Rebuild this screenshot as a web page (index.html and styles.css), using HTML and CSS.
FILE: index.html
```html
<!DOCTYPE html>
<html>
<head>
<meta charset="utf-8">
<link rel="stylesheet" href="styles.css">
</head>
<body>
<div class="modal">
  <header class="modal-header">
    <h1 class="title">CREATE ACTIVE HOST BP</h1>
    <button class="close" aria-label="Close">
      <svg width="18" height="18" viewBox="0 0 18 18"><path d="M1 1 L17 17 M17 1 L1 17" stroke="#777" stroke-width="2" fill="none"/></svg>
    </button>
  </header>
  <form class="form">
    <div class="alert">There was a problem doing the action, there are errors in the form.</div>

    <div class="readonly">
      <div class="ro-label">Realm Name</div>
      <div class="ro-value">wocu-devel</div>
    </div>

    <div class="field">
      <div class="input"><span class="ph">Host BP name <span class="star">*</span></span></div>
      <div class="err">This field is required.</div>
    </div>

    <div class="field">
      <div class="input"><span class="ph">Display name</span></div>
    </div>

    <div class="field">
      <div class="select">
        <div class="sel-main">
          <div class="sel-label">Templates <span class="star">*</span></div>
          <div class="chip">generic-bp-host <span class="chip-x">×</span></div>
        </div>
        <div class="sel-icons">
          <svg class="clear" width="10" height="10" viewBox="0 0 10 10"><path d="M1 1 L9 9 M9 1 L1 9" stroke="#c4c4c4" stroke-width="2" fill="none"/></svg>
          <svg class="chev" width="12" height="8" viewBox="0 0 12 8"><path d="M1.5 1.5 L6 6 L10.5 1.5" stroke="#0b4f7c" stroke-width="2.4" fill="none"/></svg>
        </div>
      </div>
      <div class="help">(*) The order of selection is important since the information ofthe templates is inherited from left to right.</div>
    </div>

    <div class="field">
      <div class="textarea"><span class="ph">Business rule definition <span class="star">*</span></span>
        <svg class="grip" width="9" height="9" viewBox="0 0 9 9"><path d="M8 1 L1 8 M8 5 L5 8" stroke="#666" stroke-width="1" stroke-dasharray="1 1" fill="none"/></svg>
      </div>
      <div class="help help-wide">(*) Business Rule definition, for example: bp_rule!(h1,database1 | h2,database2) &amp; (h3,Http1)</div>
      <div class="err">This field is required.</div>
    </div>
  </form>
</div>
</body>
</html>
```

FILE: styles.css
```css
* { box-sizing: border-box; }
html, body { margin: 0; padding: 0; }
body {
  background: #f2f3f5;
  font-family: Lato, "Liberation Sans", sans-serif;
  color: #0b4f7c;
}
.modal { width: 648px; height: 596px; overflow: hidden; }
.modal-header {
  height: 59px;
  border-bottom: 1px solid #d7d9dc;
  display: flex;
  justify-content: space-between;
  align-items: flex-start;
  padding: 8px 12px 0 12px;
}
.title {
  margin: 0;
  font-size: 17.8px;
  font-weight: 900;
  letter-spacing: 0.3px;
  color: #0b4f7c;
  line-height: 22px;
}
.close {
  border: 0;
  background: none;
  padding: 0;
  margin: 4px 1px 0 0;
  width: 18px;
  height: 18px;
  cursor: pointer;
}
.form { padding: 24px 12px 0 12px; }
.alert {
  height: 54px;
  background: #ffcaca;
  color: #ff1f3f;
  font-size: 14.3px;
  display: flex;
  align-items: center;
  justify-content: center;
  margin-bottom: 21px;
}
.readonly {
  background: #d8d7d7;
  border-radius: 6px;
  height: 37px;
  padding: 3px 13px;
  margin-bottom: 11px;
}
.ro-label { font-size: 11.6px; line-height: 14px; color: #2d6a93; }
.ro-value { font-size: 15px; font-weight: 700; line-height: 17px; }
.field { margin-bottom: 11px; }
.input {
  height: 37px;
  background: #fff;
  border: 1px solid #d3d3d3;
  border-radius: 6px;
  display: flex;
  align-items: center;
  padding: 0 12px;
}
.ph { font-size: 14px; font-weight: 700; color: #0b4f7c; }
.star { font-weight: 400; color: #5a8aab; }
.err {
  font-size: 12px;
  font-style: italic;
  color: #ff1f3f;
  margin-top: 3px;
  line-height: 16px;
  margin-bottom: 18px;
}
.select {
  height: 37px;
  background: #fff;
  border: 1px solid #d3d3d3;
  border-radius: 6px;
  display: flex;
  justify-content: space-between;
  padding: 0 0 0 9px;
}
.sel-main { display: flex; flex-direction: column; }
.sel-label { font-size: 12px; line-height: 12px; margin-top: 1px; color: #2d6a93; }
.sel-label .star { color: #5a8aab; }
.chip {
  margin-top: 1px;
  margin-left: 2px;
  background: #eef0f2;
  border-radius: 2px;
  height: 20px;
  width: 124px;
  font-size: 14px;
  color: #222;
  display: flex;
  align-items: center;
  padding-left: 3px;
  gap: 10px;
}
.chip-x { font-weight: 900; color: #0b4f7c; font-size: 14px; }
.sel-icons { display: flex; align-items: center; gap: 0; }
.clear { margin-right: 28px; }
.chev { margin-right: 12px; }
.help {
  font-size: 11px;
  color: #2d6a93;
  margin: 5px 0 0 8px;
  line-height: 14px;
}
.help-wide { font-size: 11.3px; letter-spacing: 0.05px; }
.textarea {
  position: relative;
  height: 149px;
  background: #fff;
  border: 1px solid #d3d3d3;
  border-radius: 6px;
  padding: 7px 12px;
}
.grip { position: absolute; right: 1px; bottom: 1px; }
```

================================

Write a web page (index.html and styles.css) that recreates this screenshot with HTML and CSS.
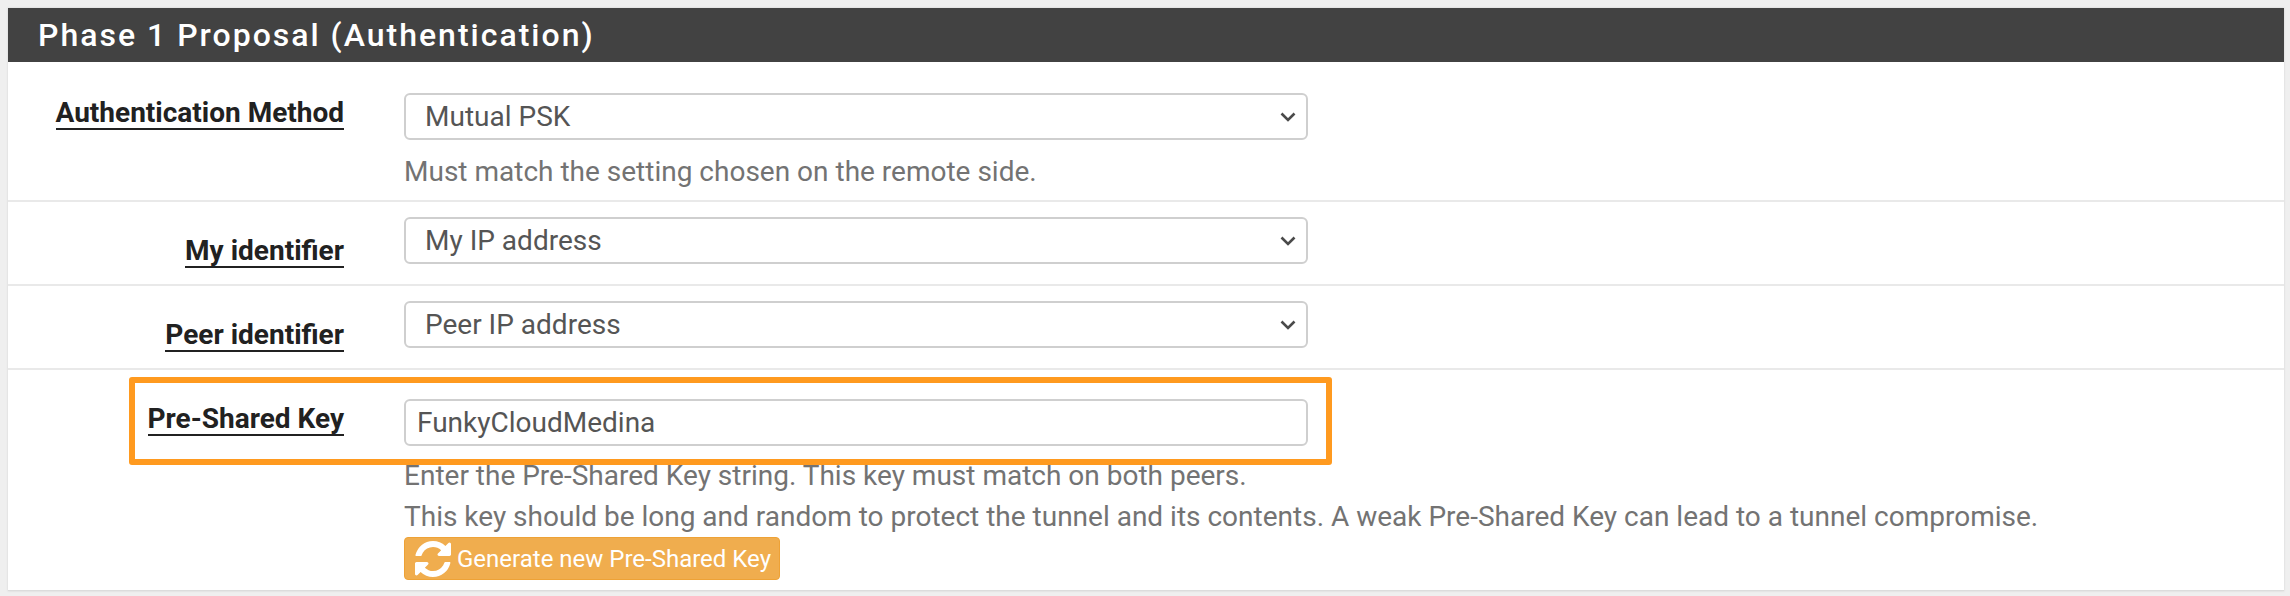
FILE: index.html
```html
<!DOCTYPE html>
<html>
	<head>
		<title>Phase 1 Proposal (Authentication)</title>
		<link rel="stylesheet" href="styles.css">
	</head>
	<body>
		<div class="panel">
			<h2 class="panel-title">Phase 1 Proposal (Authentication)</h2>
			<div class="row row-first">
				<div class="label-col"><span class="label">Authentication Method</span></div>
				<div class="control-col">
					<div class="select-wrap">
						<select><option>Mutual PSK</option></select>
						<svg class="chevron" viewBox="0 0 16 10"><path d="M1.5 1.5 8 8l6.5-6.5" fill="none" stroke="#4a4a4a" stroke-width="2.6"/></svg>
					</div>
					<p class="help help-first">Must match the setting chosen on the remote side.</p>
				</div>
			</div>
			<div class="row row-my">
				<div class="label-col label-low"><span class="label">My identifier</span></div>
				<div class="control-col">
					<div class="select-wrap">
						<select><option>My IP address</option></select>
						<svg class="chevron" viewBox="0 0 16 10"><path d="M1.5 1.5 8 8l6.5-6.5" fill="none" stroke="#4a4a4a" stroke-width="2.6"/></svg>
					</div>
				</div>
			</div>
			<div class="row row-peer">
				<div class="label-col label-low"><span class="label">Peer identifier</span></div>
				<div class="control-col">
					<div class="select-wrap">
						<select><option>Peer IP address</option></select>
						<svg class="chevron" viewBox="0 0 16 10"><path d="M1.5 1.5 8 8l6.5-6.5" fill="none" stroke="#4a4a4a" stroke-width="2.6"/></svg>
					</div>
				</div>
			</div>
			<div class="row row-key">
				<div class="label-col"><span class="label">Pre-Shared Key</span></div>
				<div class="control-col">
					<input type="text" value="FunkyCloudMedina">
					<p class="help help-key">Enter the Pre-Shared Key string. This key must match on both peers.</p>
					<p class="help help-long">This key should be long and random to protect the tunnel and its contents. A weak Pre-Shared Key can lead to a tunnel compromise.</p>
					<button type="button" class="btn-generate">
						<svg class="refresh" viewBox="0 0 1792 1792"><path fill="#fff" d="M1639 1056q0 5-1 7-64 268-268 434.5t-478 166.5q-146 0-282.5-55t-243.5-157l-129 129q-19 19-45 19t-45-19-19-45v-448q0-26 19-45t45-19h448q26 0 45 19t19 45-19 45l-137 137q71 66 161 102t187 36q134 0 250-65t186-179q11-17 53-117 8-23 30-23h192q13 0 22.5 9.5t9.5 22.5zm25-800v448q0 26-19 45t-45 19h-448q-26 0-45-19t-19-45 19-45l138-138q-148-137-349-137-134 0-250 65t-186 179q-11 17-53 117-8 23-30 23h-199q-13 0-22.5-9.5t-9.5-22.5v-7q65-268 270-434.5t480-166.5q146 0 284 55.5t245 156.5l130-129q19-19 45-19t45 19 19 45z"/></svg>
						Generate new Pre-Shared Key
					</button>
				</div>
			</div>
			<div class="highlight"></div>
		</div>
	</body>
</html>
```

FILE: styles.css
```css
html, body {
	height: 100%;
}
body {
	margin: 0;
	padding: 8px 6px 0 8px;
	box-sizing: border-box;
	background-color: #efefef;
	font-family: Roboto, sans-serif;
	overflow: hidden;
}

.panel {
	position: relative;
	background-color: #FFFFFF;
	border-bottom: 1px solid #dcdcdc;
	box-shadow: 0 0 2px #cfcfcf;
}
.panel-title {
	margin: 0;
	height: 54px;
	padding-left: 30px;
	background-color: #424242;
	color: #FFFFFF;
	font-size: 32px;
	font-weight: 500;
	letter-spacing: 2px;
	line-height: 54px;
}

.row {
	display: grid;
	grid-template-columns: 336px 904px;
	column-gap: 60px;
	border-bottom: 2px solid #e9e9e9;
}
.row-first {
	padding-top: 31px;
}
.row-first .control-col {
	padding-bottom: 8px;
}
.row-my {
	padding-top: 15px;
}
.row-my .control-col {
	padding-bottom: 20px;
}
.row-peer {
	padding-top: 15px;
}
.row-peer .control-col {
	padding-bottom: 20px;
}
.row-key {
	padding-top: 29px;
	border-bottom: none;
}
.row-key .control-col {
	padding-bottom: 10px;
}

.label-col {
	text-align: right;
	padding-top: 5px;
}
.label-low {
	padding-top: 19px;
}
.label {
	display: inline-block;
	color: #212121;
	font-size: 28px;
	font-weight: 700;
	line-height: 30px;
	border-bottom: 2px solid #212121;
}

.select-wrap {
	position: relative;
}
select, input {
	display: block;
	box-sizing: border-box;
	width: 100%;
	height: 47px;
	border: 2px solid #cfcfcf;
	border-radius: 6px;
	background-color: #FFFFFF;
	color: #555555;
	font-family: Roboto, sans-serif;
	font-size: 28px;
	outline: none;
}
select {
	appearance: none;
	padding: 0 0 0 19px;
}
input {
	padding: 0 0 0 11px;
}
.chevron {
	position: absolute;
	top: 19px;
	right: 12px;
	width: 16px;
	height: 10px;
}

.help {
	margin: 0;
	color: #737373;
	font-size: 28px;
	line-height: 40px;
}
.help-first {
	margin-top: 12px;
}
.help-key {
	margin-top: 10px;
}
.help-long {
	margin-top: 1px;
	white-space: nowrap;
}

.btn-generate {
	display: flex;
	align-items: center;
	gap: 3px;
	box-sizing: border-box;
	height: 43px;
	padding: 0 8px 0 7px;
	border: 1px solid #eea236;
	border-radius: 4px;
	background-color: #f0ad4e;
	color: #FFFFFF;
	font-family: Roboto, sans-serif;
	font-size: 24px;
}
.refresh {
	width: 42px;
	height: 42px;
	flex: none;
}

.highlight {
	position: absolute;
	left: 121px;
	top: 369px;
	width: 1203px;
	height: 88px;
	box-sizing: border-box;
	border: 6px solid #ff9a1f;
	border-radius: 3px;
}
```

================================

List all lines holding the string "styles".

Written answer:
Rebuild this screenshot as a web page (index.html and styles.css), using HTML and CSS.
<link rel="stylesheet" href="styles.css">
FILE: styles.css
Write a web page (index.html and styles.css) that recreates this screenshot with HTML and CSS.
		<link rel="stylesheet" href="styles.css">
FILE: styles.css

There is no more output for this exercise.